Mettre des garde-fous…
La classe politique, à défaut d’être rajeunie, doit être assainie pour que ne reviennent plus les mêmes partis politiques qu’il faut, pensent certains Nigériens, dissoudre pour voir émerger de nouvelles structures, de nouveaux leaderships, dans un cadre désormais quadrillé pour limiter idéologiquement les nouvelles formations politiques afin de mettre fin au grand désordre que l’on a connu avec une multitude de partis politiques qui n’existent que dans les cartables de leurs fondateurs qui ne se battent que pour leur ventre, pour leur promotion, le parti étant devenu un instrument de promotion politique qui sert des intérêts personnels, non pour porter des ambitions nobles pour le pays. C’est pourquoi, après cette transition, les vieux partis et la vieille classe ne doivent plus revenir, en tout cas tous ceux et toutes celles qui se sont compromis en soutenant le désastre que le CNSP est en train de réparer ou toutes celles et tous ceux qui seront reconnus coupables de mauvaise gestion, de vol doivent être mis à l’écart. Les Nigériens doivent comprendre que plus personne, qui se serait comporté d’une manière répréhensible, ne pourrait avoir de place dans le nouveau Niger en construction depuis qu’arrivait au pouvoir le Général Abdourahamane Tiani.

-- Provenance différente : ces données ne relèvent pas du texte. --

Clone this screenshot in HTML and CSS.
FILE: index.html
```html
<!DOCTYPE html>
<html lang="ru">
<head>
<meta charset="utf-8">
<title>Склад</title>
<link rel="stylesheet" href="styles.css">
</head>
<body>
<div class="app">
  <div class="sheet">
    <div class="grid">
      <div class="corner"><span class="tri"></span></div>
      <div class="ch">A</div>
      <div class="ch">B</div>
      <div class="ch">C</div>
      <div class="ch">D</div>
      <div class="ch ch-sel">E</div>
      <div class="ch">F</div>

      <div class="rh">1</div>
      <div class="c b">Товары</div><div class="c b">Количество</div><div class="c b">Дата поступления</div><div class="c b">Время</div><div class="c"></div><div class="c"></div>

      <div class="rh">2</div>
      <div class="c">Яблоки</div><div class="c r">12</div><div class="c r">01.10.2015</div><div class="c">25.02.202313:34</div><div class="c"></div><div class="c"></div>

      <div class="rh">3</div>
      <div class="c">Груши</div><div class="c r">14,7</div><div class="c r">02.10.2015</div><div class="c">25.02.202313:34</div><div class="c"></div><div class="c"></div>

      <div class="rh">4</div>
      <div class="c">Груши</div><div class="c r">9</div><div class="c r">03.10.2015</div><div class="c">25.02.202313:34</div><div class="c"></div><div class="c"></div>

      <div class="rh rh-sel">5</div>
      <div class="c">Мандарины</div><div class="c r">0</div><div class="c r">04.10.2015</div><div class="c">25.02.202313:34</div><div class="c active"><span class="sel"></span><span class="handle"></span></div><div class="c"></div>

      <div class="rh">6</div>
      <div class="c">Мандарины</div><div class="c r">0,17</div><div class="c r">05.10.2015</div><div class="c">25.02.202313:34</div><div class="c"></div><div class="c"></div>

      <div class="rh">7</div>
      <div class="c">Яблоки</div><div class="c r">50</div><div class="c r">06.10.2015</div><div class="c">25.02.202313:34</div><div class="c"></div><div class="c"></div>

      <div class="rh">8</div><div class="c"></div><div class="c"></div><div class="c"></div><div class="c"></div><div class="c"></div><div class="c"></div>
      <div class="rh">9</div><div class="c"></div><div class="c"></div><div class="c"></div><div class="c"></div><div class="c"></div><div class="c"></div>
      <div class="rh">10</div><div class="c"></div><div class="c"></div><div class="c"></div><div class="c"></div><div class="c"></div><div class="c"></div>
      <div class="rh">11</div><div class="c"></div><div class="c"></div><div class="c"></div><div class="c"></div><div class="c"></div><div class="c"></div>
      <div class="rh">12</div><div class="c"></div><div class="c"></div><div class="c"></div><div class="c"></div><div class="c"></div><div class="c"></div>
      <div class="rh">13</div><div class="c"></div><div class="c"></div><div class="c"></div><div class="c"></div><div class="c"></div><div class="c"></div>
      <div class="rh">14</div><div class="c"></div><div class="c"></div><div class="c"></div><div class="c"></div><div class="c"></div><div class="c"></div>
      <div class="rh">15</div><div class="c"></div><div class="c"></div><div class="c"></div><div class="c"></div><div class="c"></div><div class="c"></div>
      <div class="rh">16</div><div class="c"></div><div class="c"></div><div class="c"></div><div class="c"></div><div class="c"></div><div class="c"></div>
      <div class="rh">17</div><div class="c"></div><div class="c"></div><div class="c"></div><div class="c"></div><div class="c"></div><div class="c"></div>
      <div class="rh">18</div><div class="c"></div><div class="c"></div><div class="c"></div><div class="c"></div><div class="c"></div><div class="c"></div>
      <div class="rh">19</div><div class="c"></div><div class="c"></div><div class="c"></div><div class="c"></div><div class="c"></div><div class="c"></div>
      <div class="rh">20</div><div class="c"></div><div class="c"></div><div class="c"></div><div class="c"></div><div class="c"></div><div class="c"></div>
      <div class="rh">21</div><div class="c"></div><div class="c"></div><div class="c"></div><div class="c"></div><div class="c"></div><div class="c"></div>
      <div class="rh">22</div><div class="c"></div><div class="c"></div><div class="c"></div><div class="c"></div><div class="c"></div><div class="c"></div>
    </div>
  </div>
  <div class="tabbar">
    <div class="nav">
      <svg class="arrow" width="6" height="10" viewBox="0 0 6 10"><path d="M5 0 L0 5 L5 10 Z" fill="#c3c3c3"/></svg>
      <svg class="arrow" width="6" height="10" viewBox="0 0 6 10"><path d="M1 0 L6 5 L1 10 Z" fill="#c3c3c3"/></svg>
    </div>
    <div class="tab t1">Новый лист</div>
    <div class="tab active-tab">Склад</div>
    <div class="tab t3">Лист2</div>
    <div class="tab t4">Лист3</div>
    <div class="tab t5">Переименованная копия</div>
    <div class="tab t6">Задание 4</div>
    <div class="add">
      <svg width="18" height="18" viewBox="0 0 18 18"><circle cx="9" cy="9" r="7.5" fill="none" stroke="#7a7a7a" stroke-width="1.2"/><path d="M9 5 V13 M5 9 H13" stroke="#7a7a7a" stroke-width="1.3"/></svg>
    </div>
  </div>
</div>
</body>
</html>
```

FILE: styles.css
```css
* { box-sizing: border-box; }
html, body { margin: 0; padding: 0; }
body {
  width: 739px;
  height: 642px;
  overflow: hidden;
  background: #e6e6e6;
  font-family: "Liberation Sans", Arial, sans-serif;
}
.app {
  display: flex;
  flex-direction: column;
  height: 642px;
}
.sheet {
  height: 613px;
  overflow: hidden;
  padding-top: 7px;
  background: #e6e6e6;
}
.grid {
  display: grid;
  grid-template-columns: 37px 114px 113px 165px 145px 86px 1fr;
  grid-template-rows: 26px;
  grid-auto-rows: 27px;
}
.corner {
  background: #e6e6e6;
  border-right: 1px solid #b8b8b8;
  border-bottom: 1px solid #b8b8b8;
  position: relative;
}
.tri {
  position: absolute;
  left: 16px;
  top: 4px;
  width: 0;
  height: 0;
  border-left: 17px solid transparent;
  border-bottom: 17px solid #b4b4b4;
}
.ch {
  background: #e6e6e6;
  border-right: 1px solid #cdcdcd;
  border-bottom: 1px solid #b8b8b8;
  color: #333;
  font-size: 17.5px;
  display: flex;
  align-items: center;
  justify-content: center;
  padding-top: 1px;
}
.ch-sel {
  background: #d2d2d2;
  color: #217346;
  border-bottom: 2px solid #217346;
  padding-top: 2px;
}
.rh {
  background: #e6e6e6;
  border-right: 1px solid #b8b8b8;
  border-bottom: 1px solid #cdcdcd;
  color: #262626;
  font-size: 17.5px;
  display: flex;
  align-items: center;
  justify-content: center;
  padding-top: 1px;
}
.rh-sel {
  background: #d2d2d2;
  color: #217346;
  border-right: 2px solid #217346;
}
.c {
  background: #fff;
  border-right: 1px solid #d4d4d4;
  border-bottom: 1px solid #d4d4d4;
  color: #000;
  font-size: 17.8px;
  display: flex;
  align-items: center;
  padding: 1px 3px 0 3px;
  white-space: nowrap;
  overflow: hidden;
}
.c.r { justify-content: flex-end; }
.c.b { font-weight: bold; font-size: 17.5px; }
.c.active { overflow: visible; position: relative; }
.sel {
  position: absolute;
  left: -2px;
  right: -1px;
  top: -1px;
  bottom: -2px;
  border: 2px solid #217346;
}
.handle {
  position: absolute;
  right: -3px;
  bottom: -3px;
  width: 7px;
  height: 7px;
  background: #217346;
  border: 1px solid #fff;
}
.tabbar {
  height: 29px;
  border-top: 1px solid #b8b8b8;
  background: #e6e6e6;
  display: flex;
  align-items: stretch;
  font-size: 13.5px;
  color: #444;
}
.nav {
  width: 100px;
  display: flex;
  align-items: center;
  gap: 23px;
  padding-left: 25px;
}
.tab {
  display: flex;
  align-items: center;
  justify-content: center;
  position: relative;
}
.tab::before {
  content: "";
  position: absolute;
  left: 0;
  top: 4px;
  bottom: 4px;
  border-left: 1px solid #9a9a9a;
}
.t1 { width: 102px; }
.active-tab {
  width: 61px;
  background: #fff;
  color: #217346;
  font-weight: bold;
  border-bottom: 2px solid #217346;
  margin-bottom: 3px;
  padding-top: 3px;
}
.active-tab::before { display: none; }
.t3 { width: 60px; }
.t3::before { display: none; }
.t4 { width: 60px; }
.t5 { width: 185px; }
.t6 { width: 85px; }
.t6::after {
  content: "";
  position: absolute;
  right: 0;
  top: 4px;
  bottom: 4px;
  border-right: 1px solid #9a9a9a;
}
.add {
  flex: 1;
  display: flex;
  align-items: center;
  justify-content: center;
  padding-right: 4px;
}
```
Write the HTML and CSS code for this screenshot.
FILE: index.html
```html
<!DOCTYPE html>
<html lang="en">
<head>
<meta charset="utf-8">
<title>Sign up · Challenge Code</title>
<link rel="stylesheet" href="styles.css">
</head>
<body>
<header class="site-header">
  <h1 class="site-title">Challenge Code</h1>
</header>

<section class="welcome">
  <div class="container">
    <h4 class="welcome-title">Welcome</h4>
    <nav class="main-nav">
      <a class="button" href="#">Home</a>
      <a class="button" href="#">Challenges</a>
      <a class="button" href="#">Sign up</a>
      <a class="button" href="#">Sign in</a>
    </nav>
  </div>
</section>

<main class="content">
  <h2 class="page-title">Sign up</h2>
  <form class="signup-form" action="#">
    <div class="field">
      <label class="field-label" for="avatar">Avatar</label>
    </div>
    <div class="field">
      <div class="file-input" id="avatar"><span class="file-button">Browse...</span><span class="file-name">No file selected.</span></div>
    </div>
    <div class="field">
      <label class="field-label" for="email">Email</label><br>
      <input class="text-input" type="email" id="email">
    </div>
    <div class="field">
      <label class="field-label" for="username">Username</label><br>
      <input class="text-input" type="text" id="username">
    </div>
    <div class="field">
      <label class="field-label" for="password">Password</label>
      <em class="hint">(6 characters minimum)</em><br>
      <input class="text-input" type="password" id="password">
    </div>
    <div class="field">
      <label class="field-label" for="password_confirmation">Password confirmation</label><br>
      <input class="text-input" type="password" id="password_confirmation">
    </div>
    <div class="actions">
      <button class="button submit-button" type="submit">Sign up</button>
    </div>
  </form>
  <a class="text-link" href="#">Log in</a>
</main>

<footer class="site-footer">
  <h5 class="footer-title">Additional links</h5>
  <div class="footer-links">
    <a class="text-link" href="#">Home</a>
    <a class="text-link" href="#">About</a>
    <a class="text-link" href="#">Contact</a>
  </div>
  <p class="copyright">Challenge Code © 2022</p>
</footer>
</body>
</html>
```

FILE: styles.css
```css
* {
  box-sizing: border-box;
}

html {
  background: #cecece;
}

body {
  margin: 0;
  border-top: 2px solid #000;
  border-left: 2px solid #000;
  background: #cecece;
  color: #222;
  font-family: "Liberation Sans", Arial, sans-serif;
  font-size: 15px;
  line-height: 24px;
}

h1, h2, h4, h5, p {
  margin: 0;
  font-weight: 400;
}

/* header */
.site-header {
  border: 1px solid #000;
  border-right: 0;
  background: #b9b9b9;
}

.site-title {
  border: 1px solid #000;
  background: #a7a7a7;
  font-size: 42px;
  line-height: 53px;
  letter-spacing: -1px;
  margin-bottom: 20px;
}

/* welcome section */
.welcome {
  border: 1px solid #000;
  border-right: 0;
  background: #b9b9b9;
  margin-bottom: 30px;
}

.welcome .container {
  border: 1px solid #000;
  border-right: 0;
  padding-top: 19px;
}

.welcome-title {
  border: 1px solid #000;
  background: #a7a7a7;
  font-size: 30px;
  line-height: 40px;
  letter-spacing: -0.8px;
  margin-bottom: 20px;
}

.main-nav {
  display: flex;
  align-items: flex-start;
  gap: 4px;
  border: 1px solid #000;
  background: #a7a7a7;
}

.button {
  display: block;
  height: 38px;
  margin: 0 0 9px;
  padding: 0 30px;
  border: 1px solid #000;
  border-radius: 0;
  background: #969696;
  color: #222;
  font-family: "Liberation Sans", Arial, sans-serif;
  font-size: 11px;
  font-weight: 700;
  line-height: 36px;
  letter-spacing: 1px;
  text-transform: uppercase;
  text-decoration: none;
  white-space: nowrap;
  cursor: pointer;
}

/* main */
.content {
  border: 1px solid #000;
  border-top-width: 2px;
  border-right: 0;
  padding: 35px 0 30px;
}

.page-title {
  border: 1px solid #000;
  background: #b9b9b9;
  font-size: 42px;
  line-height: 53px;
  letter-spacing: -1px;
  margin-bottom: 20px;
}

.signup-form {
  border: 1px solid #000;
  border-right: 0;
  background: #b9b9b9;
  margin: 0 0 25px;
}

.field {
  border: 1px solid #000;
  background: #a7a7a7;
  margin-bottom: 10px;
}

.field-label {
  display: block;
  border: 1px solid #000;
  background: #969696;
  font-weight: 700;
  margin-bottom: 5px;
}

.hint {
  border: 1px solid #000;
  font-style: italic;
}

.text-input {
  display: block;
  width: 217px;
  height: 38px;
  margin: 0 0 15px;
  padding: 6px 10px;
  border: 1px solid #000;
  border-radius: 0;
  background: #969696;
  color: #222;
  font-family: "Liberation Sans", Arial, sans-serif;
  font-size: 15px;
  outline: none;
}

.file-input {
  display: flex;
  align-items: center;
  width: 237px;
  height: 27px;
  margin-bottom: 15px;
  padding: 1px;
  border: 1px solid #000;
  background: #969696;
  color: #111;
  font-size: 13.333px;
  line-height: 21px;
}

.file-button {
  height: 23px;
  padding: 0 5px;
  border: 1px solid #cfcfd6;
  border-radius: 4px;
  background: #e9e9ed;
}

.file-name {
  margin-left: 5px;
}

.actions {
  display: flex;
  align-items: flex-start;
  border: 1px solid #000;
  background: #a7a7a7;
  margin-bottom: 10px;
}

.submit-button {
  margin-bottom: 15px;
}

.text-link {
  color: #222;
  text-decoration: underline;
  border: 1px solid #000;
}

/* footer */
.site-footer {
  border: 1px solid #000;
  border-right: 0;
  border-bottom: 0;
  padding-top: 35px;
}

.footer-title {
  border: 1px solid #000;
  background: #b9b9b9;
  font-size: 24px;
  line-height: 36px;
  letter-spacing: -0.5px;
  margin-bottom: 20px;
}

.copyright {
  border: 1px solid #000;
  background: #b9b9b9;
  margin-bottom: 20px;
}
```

C’est aussi une manière de préserver le choix historique du pays de s’engager aux côtés de ses voisins, le Mali et le Burkina Faso dans le cadre de l’AES, pour gagner la révolution sahélienne entamée qui met en désarroi la force impérialiste.
La logique est simple : on ne peut pas faire du neuf avec la même racaille. Des choix s’imposent ; ils sont difficiles souvent, c’est vrai, mais le devoir d’Etat oblige à les faire et à les assumer. C’est la seule manière de triompher sur les méchants et sur les détracteurs. L’AES est une révélation de ce millénaire commençant ; une chance pour ces générations qui marchent, conscientes des défis de l’époque. Il faut donc résister.